Investors are increasingly opting for geographic diversification
Thursday 03 Oct 2019 Author: Steven Frazer

Political and economic turmoil continues to grip the UK. Many investors have been sent running for safer places to stash their cash. Bond markets have soared, gold is close to record highs and money continues to flood out of UK equity funds.

UK investors have been struggling to get much bang for their buck ever since the FTSE 100 first cracked the 7,000 ceiling in December 2016. In the near three years since, investors have earned just 17.5%, including dividends. The Thomson Reuters Global Total Return index has rallied 29.5% over the same spell.

The FTSE 100 is no higher now that it was in early 2017. Even the September rally is said to be no more than bargain hunting rather than any real change in the market mood.

It is therefore time to consider going global as a way to build diversification and spread risk, and investment trusts offer plenty of useful opportunities.

EIGHTEEN OPTIONS

There are 18 trusts in the global sector of the Association of Investment Companies (AIC) including Lindsell Train (LTI), Manchester & London (MNL), Mid Wynd International (MWY) and Scottish Mortgage Investment Trust (SMT), all of which have put up triple-digit share price returns over the past five years, far outstripping the investment trust global sector average of 95.3%.

The beauty of a global investment mandate is that the trust can invest in world class companies wherever they are, rather than being hamstrung by what is available on the London Stock Exchange.

Technology giant Microsoft is one of the most popular stocks to appear in portfolios of the global investment trust universe, offering a combination of growth and income. Amazon is also in many portfolios, as are payments firms like Visa and PayPal. Investors can also gain access to companies such as Swiss pharma group Roche, Estee Lauder of France and Japanese games maker Nintendo via global investment trusts.

WHERE MANAGERS SEE OPPORTUNITY

The US is the most popular place to invest among global trusts. The S&P 500 has rallied nearly 52% over five years.

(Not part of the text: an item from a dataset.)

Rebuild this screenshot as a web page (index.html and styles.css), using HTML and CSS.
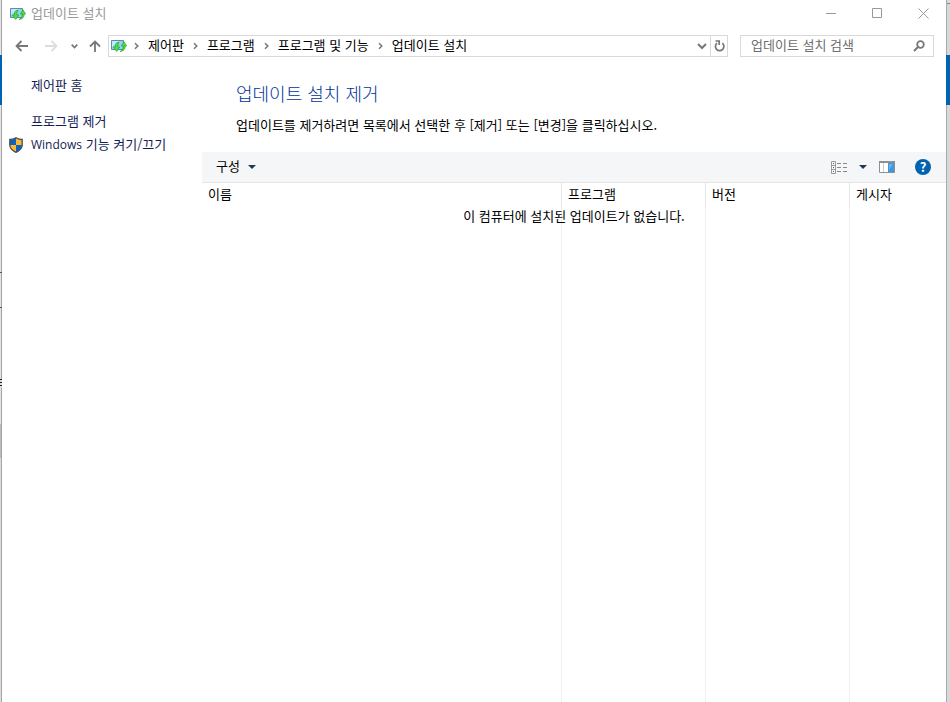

Europe is still popular but Japan, China and the Far East in general remain niche markets for most trusts.

Loyalty to the UK companies remains strong despite the lacklustre performance from the London market as a whole. Another important factor is that share prices of some very good UK businesses are artificially depressed because of the political and economic worries, and that means bargains can be had.

Brunner has nearly a quarter of its portfolio invested in the UK, with similar conviction shown by Bankers (BNKR) and and Witan (WTAN).

THE UNDERPERFORMERS

So what about the laggards as surely being in the global sector doesn’t automatically equate to superior returns? AVI Global (AGT), for example, has a five year total return of 60.1%, putting it among the bottom performers in the global category. Its focus on value stocks, which tend to trade at discounts to underlying net assets, has clearly been a tough space during the market’s fixation with go-go growth stocks.

JPMorgan Elect (JPE) has also disappointed. It invests in a range of other investment trusts, tapping into a greater pool of manager’s stock-picking expertise. Yet this strategy can expose the trust to widening discounts to net asset value as well as falling underlying stock prices, a twin-pronged threat that seems to have dragged on its own five year total return of 64.8%. That’s a decent enough return, just not as good as many of its peer group.

More encouraging is the performance from F&C Investment Trust (FCIT) which started life more than 150 years ago. The fund initially invested in emerging market government bonds but today puts shareholder money to work in businesses listed all over the world, in privately owned companies and in private equity.

Over five years F&C has delivered a 95.6% total return. Amazon, Microsoft, Facebook and Alphabet are among its biggest stakes.

Just remember an investment that has done well in the past isn’t guaranteed to do the same in the future, so don’t pick investment trusts purely on past performance.